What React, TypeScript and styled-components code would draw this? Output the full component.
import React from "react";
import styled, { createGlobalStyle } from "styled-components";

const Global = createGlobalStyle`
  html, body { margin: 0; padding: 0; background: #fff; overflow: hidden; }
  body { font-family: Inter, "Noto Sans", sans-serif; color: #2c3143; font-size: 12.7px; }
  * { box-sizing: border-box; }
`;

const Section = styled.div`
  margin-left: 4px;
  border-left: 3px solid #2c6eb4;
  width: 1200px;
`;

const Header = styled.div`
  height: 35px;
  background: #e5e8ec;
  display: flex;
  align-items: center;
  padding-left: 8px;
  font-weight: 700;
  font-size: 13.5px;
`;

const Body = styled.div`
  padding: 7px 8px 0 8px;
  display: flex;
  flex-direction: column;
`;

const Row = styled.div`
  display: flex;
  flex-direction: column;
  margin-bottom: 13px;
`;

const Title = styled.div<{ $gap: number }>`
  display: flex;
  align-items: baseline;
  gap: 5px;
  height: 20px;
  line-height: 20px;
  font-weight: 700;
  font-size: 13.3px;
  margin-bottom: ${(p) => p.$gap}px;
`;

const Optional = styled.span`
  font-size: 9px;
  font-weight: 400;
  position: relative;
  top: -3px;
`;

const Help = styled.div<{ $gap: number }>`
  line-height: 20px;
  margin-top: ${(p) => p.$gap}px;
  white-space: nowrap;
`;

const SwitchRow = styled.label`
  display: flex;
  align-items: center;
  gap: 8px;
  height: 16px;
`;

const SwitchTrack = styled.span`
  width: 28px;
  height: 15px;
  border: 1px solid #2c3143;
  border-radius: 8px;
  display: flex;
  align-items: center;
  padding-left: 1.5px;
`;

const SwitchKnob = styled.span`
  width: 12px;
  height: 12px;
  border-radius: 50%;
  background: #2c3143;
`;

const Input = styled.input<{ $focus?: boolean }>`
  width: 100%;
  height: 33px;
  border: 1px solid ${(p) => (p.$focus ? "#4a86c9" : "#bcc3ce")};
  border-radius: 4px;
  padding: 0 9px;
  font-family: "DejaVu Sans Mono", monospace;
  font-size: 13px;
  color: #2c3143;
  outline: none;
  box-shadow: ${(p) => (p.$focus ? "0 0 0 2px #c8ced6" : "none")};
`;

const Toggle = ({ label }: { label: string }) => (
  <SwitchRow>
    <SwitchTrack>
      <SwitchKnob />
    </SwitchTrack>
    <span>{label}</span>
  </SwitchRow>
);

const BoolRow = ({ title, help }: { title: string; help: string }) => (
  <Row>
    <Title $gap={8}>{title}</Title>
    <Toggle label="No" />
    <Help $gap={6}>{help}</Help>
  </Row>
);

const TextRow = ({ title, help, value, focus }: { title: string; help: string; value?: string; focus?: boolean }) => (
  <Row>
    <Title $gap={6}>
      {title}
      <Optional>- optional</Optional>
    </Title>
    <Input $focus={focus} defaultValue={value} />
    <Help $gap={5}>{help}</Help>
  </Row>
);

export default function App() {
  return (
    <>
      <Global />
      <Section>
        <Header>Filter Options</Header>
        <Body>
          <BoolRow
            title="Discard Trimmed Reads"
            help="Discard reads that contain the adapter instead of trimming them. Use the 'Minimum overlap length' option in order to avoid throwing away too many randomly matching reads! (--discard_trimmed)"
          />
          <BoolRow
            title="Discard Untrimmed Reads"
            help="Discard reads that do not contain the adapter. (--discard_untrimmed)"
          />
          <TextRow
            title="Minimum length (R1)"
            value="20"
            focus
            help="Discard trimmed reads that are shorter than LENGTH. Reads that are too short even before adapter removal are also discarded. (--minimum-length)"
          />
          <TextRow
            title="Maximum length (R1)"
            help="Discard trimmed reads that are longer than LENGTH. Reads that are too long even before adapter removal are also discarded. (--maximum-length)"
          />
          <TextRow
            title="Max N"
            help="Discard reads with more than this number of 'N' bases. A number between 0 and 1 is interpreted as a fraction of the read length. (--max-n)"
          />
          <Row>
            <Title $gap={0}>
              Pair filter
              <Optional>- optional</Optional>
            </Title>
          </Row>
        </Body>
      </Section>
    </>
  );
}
----------------
### Requirements
Repeat every line of the material exactly as given.

### Task response
What React, TypeScript and styled-components code would draw this? Output the full component.
import React from "react";
import styled, { createGlobalStyle } from "styled-components";

const Global = createGlobalStyle`
  html, body { margin: 0; padding: 0; background: #fff; overflow: hidden; }
  body { font-family: Inter, "Noto Sans", sans-serif; color: #2c3143; font-size: 12.7px; }
  * { box-sizing: border-box; }
`;

const Section = styled.div`
  margin-left: 4px;
  border-left: 3px solid #2c6eb4;
  width: 1200px;
`;

const Header = styled.div`
  height: 35px;
  background: #e5e8ec;
  display: flex;
  align-items: center;
  padding-left: 8px;
  font-weight: 700;
  font-size: 13.5px;
`;

const Body = styled.div`
  padding: 7px 8px 0 8px;
  display: flex;
  flex-direction: column;
`;

const Row = styled.div`
  display: flex;
  flex-direction: column;
  margin-bottom: 13px;
`;

const Title = styled.div<{ $gap: number }>`
  display: flex;
  align-items: baseline;
  gap: 5px;
  height: 20px;
  line-height: 20px;
  font-weight: 700;
  font-size: 13.3px;
  margin-bottom: ${(p) => p.$gap}px;
`;

const Optional = styled.span`
  font-size: 9px;
  font-weight: 400;
  position: relative;
  top: -3px;
`;

const Help = styled.div<{ $gap: number }>`
  line-height: 20px;
  margin-top: ${(p) => p.$gap}px;
  white-space: nowrap;
`;

const SwitchRow = styled.label`
  display: flex;
  align-items: center;
  gap: 8px;
  height: 16px;
`;

const SwitchTrack = styled.span`
  width: 28px;
  height: 15px;
  border: 1px solid #2c3143;
  border-radius: 8px;
  display: flex;
  align-items: center;
  padding-left: 1.5px;
`;

const SwitchKnob = styled.span`
  width: 12px;
  height: 12px;
  border-radius: 50%;
  background: #2c3143;
`;

const Input = styled.input<{ $focus?: boolean }>`
  width: 100%;
  height: 33px;
  border: 1px solid ${(p) => (p.$focus ? "#4a86c9" : "#bcc3ce")};
  border-radius: 4px;
  padding: 0 9px;
  font-family: "DejaVu Sans Mono", monospace;
  font-size: 13px;
  color: #2c3143;
  outline: none;
  box-shadow: ${(p) => (p.$focus ? "0 0 0 2px #c8ced6" : "none")};
`;

const Toggle = ({ label }: { label: string }) => (
  <SwitchRow>
    <SwitchTrack>
      <SwitchKnob />
    </SwitchTrack>
    <span>{label}</span>
  </SwitchRow>
);

const BoolRow = ({ title, help }: { title: string; help: string }) => (
  <Row>
    <Title $gap={8}>{title}</Title>
    <Toggle label="No" />
    <Help $gap={6}>{help}</Help>
  </Row>
);

const TextRow = ({ title, help, value, focus }: { title: string; help: string; value?: string; focus?: boolean }) => (
  <Row>
    <Title $gap={6}>
      {title}
      <Optional>- optional</Optional>
    </Title>
    <Input $focus={focus} defaultValue={value} />
    <Help $gap={5}>{help}</Help>
  </Row>
);

export default function App() {
  return (
    <>
      <Global />
      <Section>
        <Header>Filter Options</Header>
        <Body>
          <BoolRow
            title="Discard Trimmed Reads"
            help="Discard reads that contain the adapter instead of trimming them. Use the 'Minimum overlap length' option in order to avoid throwing away too many randomly matching reads! (--discard_trimmed)"
          />
          <BoolRow
            title="Discard Untrimmed Reads"
            help="Discard reads that do not contain the adapter. (--discard_untrimmed)"
          />
          <TextRow
            title="Minimum length (R1)"
            value="20"
            focus
            help="Discard trimmed reads that are shorter than LENGTH. Reads that are too short even before adapter removal are also discarded. (--minimum-length)"
          />
          <TextRow
            title="Maximum length (R1)"
            help="Discard trimmed reads that are longer than LENGTH. Reads that are too long even before adapter removal are also discarded. (--maximum-length)"
          />
          <TextRow
            title="Max N"
            help="Discard reads with more than this number of 'N' bases. A number between 0 and 1 is interpreted as a fraction of the read length. (--max-n)"
          />
          <Row>
            <Title $gap={0}>
              Pair filter
              <Optional>- optional</Optional>
            </Title>
          </Row>
        </Body>
      </Section>
    </>
  );
}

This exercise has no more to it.